Single by Drake
- Released: January 30, 2016
- Recorded: 2016
- Genre: Hip hop
- Length: 3:22
- Label: OVO; Cash Money; Young Money; Republic;
- Songwriters: Aubrey Graham; Noah Shebib; Matthew Samuels; Kevin Gomringer; Tim Gomringer; Brian Bennett;
- Producers: 40; Boi-1da; Cubeatz;

Drake singles chronology
| "Work" (2016) | "Summer Sixteen" (2016) | "Come and See Me" (2016) |

= Summer Sixteen =

"Summer Sixteen" is a single by Canadian rapper Drake, released to promote his fourth studio album Views, although it was not included on that album. The song premiered on OVO Sound Radio and was released for digital download on January 30, 2016. It was produced by 40, Boi-1da and Cubeatz. It features uncredited vocals by DJ Khaled.

==Background==
The song contains a slowed-down sample of the 1975 song "Glass Tubes" performed by Brian Bennett from the KPM Music library. The artwork for the single was designed by Filip Pągowski, the creator of the Comme des Garçons logo. The song has been interpreted as a diss track against American rapper Meek Mill.

== Commercial performance ==
"Summer Sixteen" debuted at number six on the US Billboard Hot 100 the week of February 20, 2016, selling 215,000 downloads in its first week; these sales became the highest debut sales of Drake's career at the time.
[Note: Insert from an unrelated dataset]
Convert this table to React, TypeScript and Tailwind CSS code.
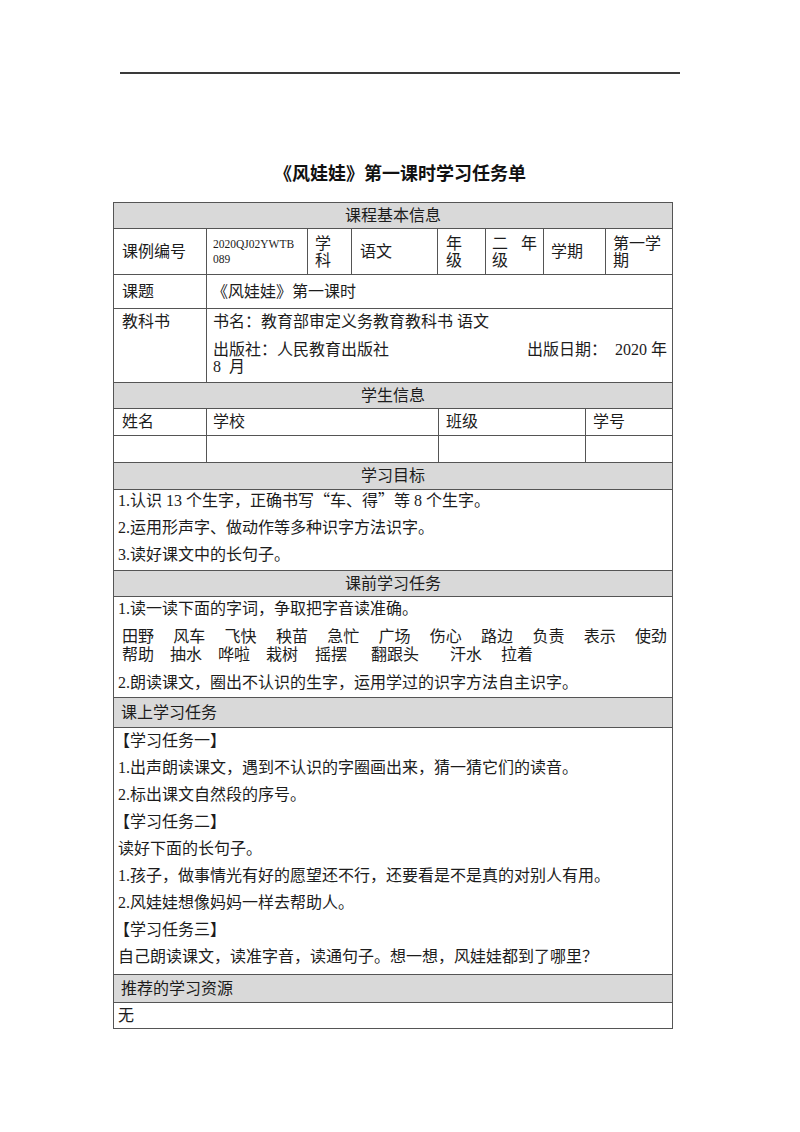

As of March 26, 2016, the single sold 358,032 copies in the United States.

== Personnel ==
Adapted from Jaxsta.

- 40 – production, songwriting mixing, recording
- Boi-1da – production (uncredited), songwriting
- Cubeatz – production (uncredited), songwriting
- Drake – songwriting, vocals
- DJ Khaled – vocals (uncredited)
- Noel Campell – mixing

==Charts==

| Chart (2016) | Peak position |
|---|---|
| Australia (ARIA) | 25 |
| Austria (Ö3 Austria Top 40) | 68 |
| Belgium Urban (Ultratop Flanders) | 23 |
| Canada Hot 100 (Billboard) | 12 |
| Euro Digital Song Sales (Billboard) | 17 |
| France (SNEP) | 24 |
| Germany (GfK) | 97 |
| Ireland (IRMA) | 71 |
| Netherlands (Single Top 100) | 84 |
| New Zealand Heatseekers (Recorded Music NZ) | 6 |
| Sweden (Sverigetopplistan) | 98 |
| Switzerland (Schweizer Hitparade) | 63 |
| UK Singles (Official Charts) | 23 |
| US Billboard Hot 100 | 6 |
| US Hot R&B/Hip-Hop Songs (Billboard) | 1 |
| US Rhythmic Airplay (Billboard) | 19 |

===Year-end charts===

| Chart (2016) | Position |
|---|---|
| US Hot R&B/Hip-Hop Songs (Billboard) | 40 |
| US Hot Rap Songs (Billboard) | 23 |

==Certifications and sales==

| Region | Certification | Certified units/sales |
| Australia (ARIA) | Gold | 35,000^{‡} |
| Canada (Music Canada) | Gold | 40,000^{*} |
| United Kingdom (BPI) | Silver | 200,000^{‡} |
| United States (RIAA) | Platinum | 1,000,000^{‡} |
^{*} Sales figures based on certification alone. ^{‡} Sales+streaming figures based on certification alone.